Stored data -
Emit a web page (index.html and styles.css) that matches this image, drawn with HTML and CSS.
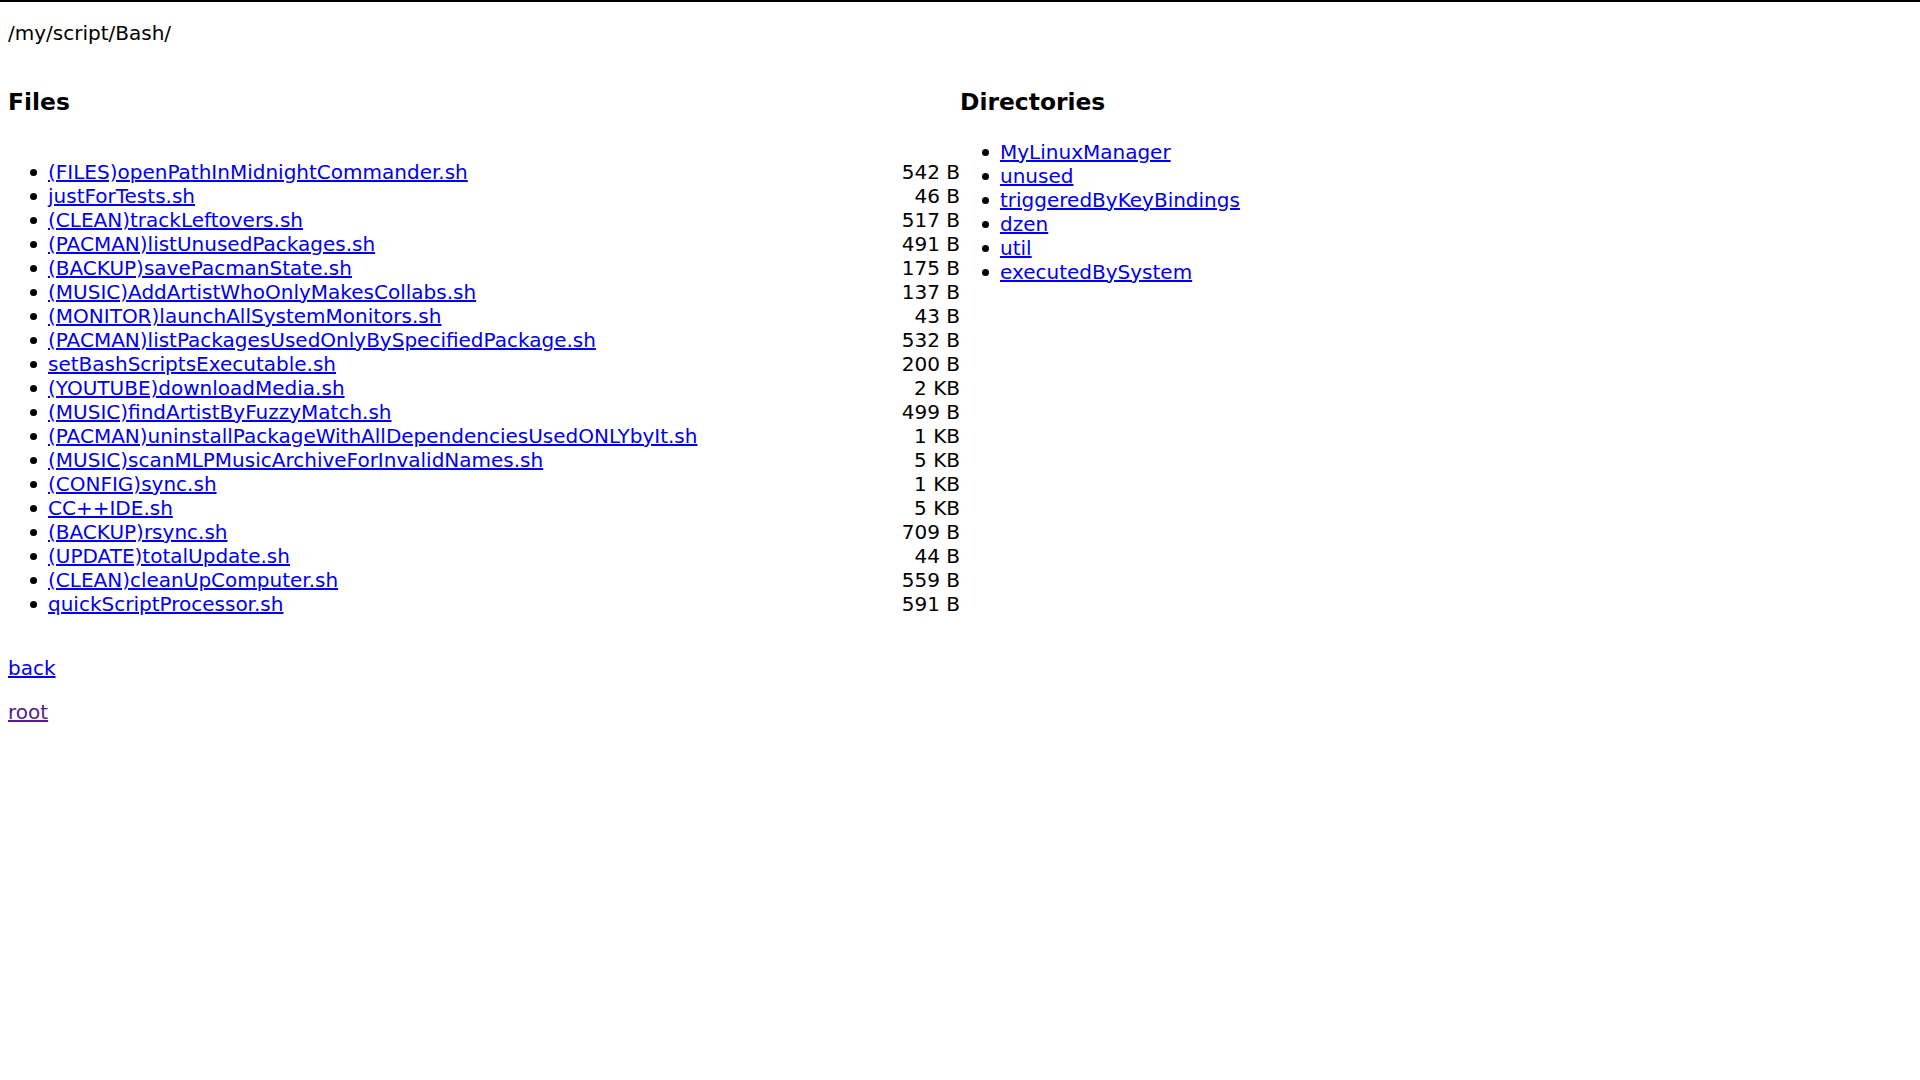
FILE: index.html
```html
<!DOCTYPE html>
<html>
<head>
<meta charset="utf-8">
<title>/my/script/Bash/</title>
<link rel="stylesheet" href="styles.css">
</head>
<body>
<div class="page">
  <p class="path">/my/script/Bash/</p>
  <div class="columns">
    <section class="col">
      <h3>Files</h3>
      <ul class="files">
        <li><span class="size">542 B</span><a href="#">(FILES)openPathInMidnightCommander.sh</a></li>
        <li><span class="size">46 B</span><a href="#">justForTests.sh</a></li>
        <li><span class="size">517 B</span><a href="#">(CLEAN)trackLeftovers.sh</a></li>
        <li><span class="size">491 B</span><a href="#">(PACMAN)listUnusedPackages.sh</a></li>
        <li><span class="size">175 B</span><a href="#">(BACKUP)savePacmanState.sh</a></li>
        <li><span class="size">137 B</span><a href="#">(MUSIC)AddArtistWhoOnlyMakesCollabs.sh</a></li>
        <li><span class="size">43 B</span><a href="#">(MONITOR)launchAllSystemMonitors.sh</a></li>
        <li><span class="size">532 B</span><a href="#">(PACMAN)listPackagesUsedOnlyBySpecifiedPackage.sh</a></li>
        <li><span class="size">200 B</span><a href="#">setBashScriptsExecutable.sh</a></li>
        <li><span class="size">2 KB</span><a href="#">(YOUTUBE)downloadMedia.sh</a></li>
        <li><span class="size">499 B</span><a href="#">(MUSIC)findArtistByFuzzyMatch.sh</a></li>
        <li><span class="size">1 KB</span><a href="#">(PACMAN)uninstallPackageWithAllDependenciesUsedONLYbyIt.sh</a></li>
        <li><span class="size">5 KB</span><a href="#">(MUSIC)scanMLPMusicArchiveForInvalidNames.sh</a></li>
        <li><span class="size">1 KB</span><a href="#">(CONFIG)sync.sh</a></li>
        <li><span class="size">5 KB</span><a href="#">CC++IDE.sh</a></li>
        <li><span class="size">709 B</span><a href="#">(BACKUP)rsync.sh</a></li>
        <li><span class="size">44 B</span><a href="#">(UPDATE)totalUpdate.sh</a></li>
        <li><span class="size">559 B</span><a href="#">(CLEAN)cleanUpComputer.sh</a></li>
        <li><span class="size">591 B</span><a href="#">quickScriptProcessor.sh</a></li>
      </ul>
    </section>
    <section class="col">
      <h3>Directories</h3>
      <ul class="dirs">
        <li><a href="#">MyLinuxManager</a></li>
        <li><a href="#">unused</a></li>
        <li><a href="#">triggeredByKeyBindings</a></li>
        <li><a href="#">dzen</a></li>
        <li><a href="#">util</a></li>
        <li><a href="#">executedBySystem</a></li>
      </ul>
    </section>
  </div>
  <p class="nav"><a href="#">back</a></p>
  <p class="nav"><a href="#" class="visited">root</a></p>
</div>
</body>
</html>
```

FILE: styles.css
```css
html, body {
  margin: 0;
  padding: 0;
  background: #fff;
}
body {
  font-family: "DejaVu Sans", sans-serif;
  font-size: 20px;
  color: #000;
}
.page {
  border-top: 2px solid #000;
  padding: 0 8px;
}
.path {
  margin: 19px 0 20px;
}
.columns {
  display: flex;
}
.col {
  flex: 1 1 0;
}
h3 {
  font-size: 1.17em;
  margin: calc(1em - 0.5px) 0 calc(1em + 0.5px);
}
a {
  color: #0000ee;
}
a.visited {
  color: #551a8b;
}
ul {
  margin: 20px 0;
  padding-left: 40px;
  list-style: none;
}
.files {
  padding-top: 20px;
}
li {
  line-height: 24px;
  position: relative;
}
li::before {
  content: "";
  position: absolute;
  left: -18px;
  top: 9.5px;
  width: 7px;
  height: 7px;
  border-radius: 50%;
  background: #000;
}
.size {
  float: right;
}
.nav {
  margin: 20px 0;
}
```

Instruction - Copy out all of the data word for word. Do not carry over any picture.

The solution -
Emit a web page (index.html and styles.css) that matches this image, drawn with HTML and CSS.
FILE: index.html
```html
<!DOCTYPE html>
<html>
<head>
<meta charset="utf-8">
<title>/my/script/Bash/</title>
<link rel="stylesheet" href="styles.css">
</head>
<body>
<div class="page">
  <p class="path">/my/script/Bash/</p>
  <div class="columns">
    <section class="col">
      <h3>Files</h3>
      <ul class="files">
        <li><span class="size">542 B</span><a href="#">(FILES)openPathInMidnightCommander.sh</a></li>
        <li><span class="size">46 B</span><a href="#">justForTests.sh</a></li>
        <li><span class="size">517 B</span><a href="#">(CLEAN)trackLeftovers.sh</a></li>
        <li><span class="size">491 B</span><a href="#">(PACMAN)listUnusedPackages.sh</a></li>
        <li><span class="size">175 B</span><a href="#">(BACKUP)savePacmanState.sh</a></li>
        <li><span class="size">137 B</span><a href="#">(MUSIC)AddArtistWhoOnlyMakesCollabs.sh</a></li>
        <li><span class="size">43 B</span><a href="#">(MONITOR)launchAllSystemMonitors.sh</a></li>
        <li><span class="size">532 B</span><a href="#">(PACMAN)listPackagesUsedOnlyBySpecifiedPackage.sh</a></li>
        <li><span class="size">200 B</span><a href="#">setBashScriptsExecutable.sh</a></li>
        <li><span class="size">2 KB</span><a href="#">(YOUTUBE)downloadMedia.sh</a></li>
        <li><span class="size">499 B</span><a href="#">(MUSIC)findArtistByFuzzyMatch.sh</a></li>
        <li><span class="size">1 KB</span><a href="#">(PACMAN)uninstallPackageWithAllDependenciesUsedONLYbyIt.sh</a></li>
        <li><span class="size">5 KB</span><a href="#">(MUSIC)scanMLPMusicArchiveForInvalidNames.sh</a></li>
        <li><span class="size">1 KB</span><a href="#">(CONFIG)sync.sh</a></li>
        <li><span class="size">5 KB</span><a href="#">CC++IDE.sh</a></li>
        <li><span class="size">709 B</span><a href="#">(BACKUP)rsync.sh</a></li>
        <li><span class="size">44 B</span><a href="#">(UPDATE)totalUpdate.sh</a></li>
        <li><span class="size">559 B</span><a href="#">(CLEAN)cleanUpComputer.sh</a></li>
        <li><span class="size">591 B</span><a href="#">quickScriptProcessor.sh</a></li>
      </ul>
    </section>
    <section class="col">
      <h3>Directories</h3>
      <ul class="dirs">
        <li><a href="#">MyLinuxManager</a></li>
        <li><a href="#">unused</a></li>
        <li><a href="#">triggeredByKeyBindings</a></li>
        <li><a href="#">dzen</a></li>
        <li><a href="#">util</a></li>
        <li><a href="#">executedBySystem</a></li>
      </ul>
    </section>
  </div>
  <p class="nav"><a href="#">back</a></p>
  <p class="nav"><a href="#" class="visited">root</a></p>
</div>
</body>
</html>
```

FILE: styles.css
```css
html, body {
  margin: 0;
  padding: 0;
  background: #fff;
}
body {
  font-family: "DejaVu Sans", sans-serif;
  font-size: 20px;
  color: #000;
}
.page {
  border-top: 2px solid #000;
  padding: 0 8px;
}
.path {
  margin: 19px 0 20px;
}
.columns {
  display: flex;
}
.col {
  flex: 1 1 0;
}
h3 {
  font-size: 1.17em;
  margin: calc(1em - 0.5px) 0 calc(1em + 0.5px);
}
a {
  color: #0000ee;
}
a.visited {
  color: #551a8b;
}
ul {
  margin: 20px 0;
  padding-left: 40px;
  list-style: none;
}
.files {
  padding-top: 20px;
}
li {
  line-height: 24px;
  position: relative;
}
li::before {
  content: "";
  position: absolute;
  left: -18px;
  top: 9.5px;
  width: 7px;
  height: 7px;
  border-radius: 50%;
  background: #000;
}
.size {
  float: right;
}
.nav {
  margin: 20px 0;
}
```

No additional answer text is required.